Results after 60 days:
- MPG improved 6% fleetwide.
- Fuel cost per revenue mile dropped 9 cents.
- Factoring removed the credit crunch; she stopped skipping cheaper out-of-route fuel stops.
- Disputes over surcharges fell to zero.
- Net savings: about $1,200–$1,600 per truck per month, depending on miles.
Common Mistakes That Burn Cash
- Buying fuel “wherever is on the way” instead of planning stops.
- Ignoring idle time because “it’s just a few minutes.” It adds up fast.
- Letting drivers pick any station with hot food and easy parking.
- Not tracking fuel by truck, driver, and lane—so you can’t see the leaks.

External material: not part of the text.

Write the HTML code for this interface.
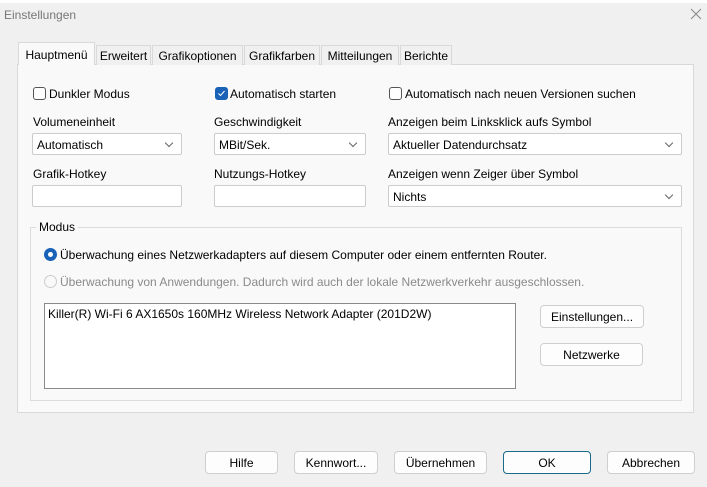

- Waiting to review costs until month-end. Fixes should be weekly.
- Weak surcharge language that doesn’t auto-adjust with the public index.
- Skipping maintenance that silently drags MPG.

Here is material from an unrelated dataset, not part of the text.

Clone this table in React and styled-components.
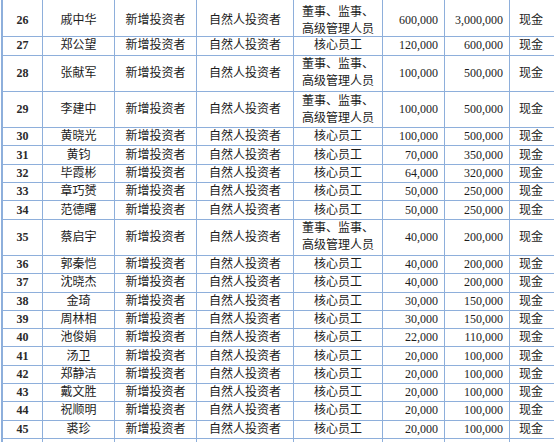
import React from "react";
import styled, { createGlobalStyle } from "styled-components";

const Global = createGlobalStyle`
  html, body { margin: 0; padding: 0; background: #ffffff; overflow: hidden; }
  #root { width: 554px; height: 442px; overflow: hidden; }
`;

const LINE = "#8eafdb";

const Table = styled.div`
  margin-left: 1px;
  width: 600px;
  border-left: 2px solid ${LINE};
  font-family: "Liberation Serif", "Noto Sans CJK SC", serif;
  font-size: 12px;
  color: #1c1c1c;
`;

const Row = styled.div`
  display: grid;
  grid-template-columns: 40px 72px 82px 97px 89px 62px 65px 60px;
  height: ${(p) => p.$h}px;
  padding-top: ${(p) => p.$pt || 0}px;
  box-sizing: border-box;
  border-bottom: 1px solid ${LINE};
`;

const Cell = styled.div`
  display: flex;
  align-items: center;
  justify-content: ${(p) => (p.$align === "right" ? "flex-end" : p.$align === "left" ? "flex-start" : "center")};
  padding: ${(p) => (p.$align === "right" ? "0 6px 0 0" : p.$align === "left" ? "0 0 0 9px" : "0")};
  border-right: 1px solid ${LINE};
  margin-top: ${(p) => (p.$pt ? -p.$pt : 0)}px;
  text-align: center;
  white-space: nowrap;
  overflow: hidden;
`;

const Inner = styled.span`
  display: block;
  line-height: 17px;
  margin-top: ${(p) => p.$shift || 0}px;
`;

const Num = styled.span`
  font-weight: bold;
  color: #2a2a2a;
`;

const rows = [
  [26, "戚中华", true, "600,000", "3,000,000"],
  [27, "郑公望", false, "120,000", "600,000"],
  [28, "张献军", true, "100,000", "500,000"],
  [29, "李建中", true, "100,000", "500,000"],
  [30, "黄晓光", false, "100,000", "500,000"],
  [31, "黄钧", false, "70,000", "350,000"],
  [32, "毕霞彬", false, "64,000", "320,000"],
  [33, "章巧赟", false, "50,000", "250,000"],
  [34, "范德曙", false, "50,000", "250,000"],
  [35, "蔡启宇", true, "40,000", "200,000"],
  [36, "郭秦恺", false, "40,000", "200,000"],
  [37, "沈晓杰", false, "40,000", "200,000"],
  [38, "金琦", false, "30,000", "150,000"],
  [39, "周林相", false, "30,000", "150,000"],
  [40, "池俊娟", false, "22,000", "110,000"],
  [41, "汤卫", false, "20,000", "100,000"],
  [42, "郑静洁", false, "20,000", "100,000"],
  [43, "戴文胜", false, "20,000", "100,000"],
  [44, "祝顺明", false, "20,000", "100,000"],
  [45, "裘珍", false, "20,000", "100,000"],
];

export default function App() {
  return (
    <>
      <Global />
      <Table>
        {rows.map(([no, name, exec, shares, amount], i) => {
          const h = i === 0 ? 37.3 : exec ? 36.3 : 18.3;
          const shift = i === 0 ? 5 : 0;
          return (
            <Row key={no} $h={h}>
              <Cell><Inner $shift={shift}><Num>{no}</Num></Inner></Cell>
              <Cell><Inner $shift={shift}>{name}</Inner></Cell>
              <Cell><Inner $shift={shift}>新增投资者</Inner></Cell>
              <Cell><Inner $shift={shift}>自然人投资者</Inner></Cell>
              <Cell>
                {exec ? (
                  <Inner $shift={shift}>董事、监事、<br />高级管理人员</Inner>
                ) : (
                  <Inner $shift={shift}>核心员工</Inner>
                )}
              </Cell>
              <Cell $align="right"><Inner $shift={shift}>{shares}</Inner></Cell>
              <Cell $align="right"><Inner $shift={shift}>{amount}</Inner></Cell>
              <Cell $align="left"><Inner $shift={shift}>现金</Inner></Cell>
            </Row>
          );
        })}
        <Row $h={18.3}>
          <Cell /><Cell /><Cell /><Cell /><Cell /><Cell /><Cell /><Cell />
        </Row>
      </Table>
    </>
  );
}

Compliance and Safety Notes That Affect Fuel Spend
- ELD mandate: All interstate CDL drivers must use compliant ELDs unless they qualify for an exemption. Use that same data to reduce idle and improve routing.
- Hours of Service (HOS): Smarter HOS planning avoids rush and detours that waste fuel. Don’t push risky routing to save pennies.
- Maintenance and safety: DOT-required inspections align with MPG wins—tires, brakes, lights, leaks. Poor maintenance increases both risk and fuel burn.
- State idling rules: Some states and cities limit idling. Know your lanes to avoid tickets and conserve fuel.
- Recordkeeping: Keep clean records of maintenance, fuel purchases, and driver training. It helps in audits and in coaching.
Pricing Reality — What Small Fleets Actually Pay and Save
- Diesel price swings: It’s common to see 20–60 cents per gallon swings month to month in some regions.
- Fuel cards and network discounts: Real-world savings often range from 10–60 cents per gallon depending on the station and program.
- Procurement programs: Smarter buying can cut total fuel cost by 15%–25% versus unmanaged retail habits when you combine discounts, routing, and station selection.
- Driver/vehicle optimization: Anti-idle, speed caps, and maintenance can add 5%–15% fuel savings.
- Factoring: Typical market rates vary, but flat, transparent pricing matters more than teaser rates with reserves and hidden fees. Many small carriers see a net gain because they avoid late fees, finance charges, and high-cost fuel stops when cash is tight. If you want a simple, transparent option, learn more about flat-rate factoring for small fleets at 1.99% with no reserves.
- ELD costs: If you’re paying premium rates for basic compliance, it’s worth switching. You can learn more about affordable ELD compliance at $15 per driver per month.
- Fuel programs: If you want predictable pump prices without middlemen and layered fees, learn more about ELD Hub’s Fuel Savings Program to save up to 20% on diesel.
Fuel Price Volatility: Key Takeaways and Actionable Insights
- Control your controllables. You can’t set the diesel price, but you decide when and where you buy—and how much you burn.
- Kill empty miles. Even a 3–5 point drop in deadhead can save thousands per truck per year.
- Enforce driver policies. Idling and speed discipline are the cheapest fuel “mods” you can install.
- Maintain for MPG. Tires, filters, alignment—fix drag and you fix spend.
- Buy smarter. Use fuel cards, plan stops, and consider aggregated buying programs.
- Fix cash flow. Use factoring or quick-pay so you can choose the cheapest fuel, not the closest.
- Clean contracts. Tie surcharges to a public index with a clear base and weekly updates.
FAQ
1) Is a fuel card worth it for a small fleet or owner-operator?
Yes, if the network matches your lanes and the fees are transparent. Look for consistent cents-off, station coverage where you run, tight spend controls, and clean reporting. The fastest savings come from routing to the right stations and blocking non-diesel or out-of-policy buys.
2) How do I build a fuel surcharge that actually covers my fuel?
Pick a public benchmark (like the DOE/EIA national average), set a base price, and define a per-mile adjustment that updates weekly. Decide if it applies to both loaded and empty miles. Put the exact formula in your rate con.
3) What’s the fastest way to cut fuel use without buying new trucks?
Enforce anti-idling and a 65 mph cap, coach drivers on smooth acceleration, keep tires at spec, and replace clogged air filters. Many small fleets see 5%–10% savings in 30–60 days with just these steps.
4) Should I factor invoices just to cover fuel?
If cash flow is tight and you’re paying with high-interest cards or missing better fuel stops, factoring can be cheaper in the end. A flat, transparent rate with no reserves helps you plan your weekly cash and avoid surprise fees.
5) Can small fleets get bulk fuel savings?
Yes. You may not have mega-fleet volume, but you can still join supplier programs or aggregated networks that deliver meaningful discounts. Combine that with planned fuel stops and you’ll see steady cents-per-gallon savings.
How Small Fleets Turn Volatility Into Opportunity
The carriers who win don’t wait for prices to drop. They run tight operations, buy fuel smart, lock in clear surcharge terms, and keep cash moving. Start with three moves this week:
- Set idle and speed caps, post driver scorecards.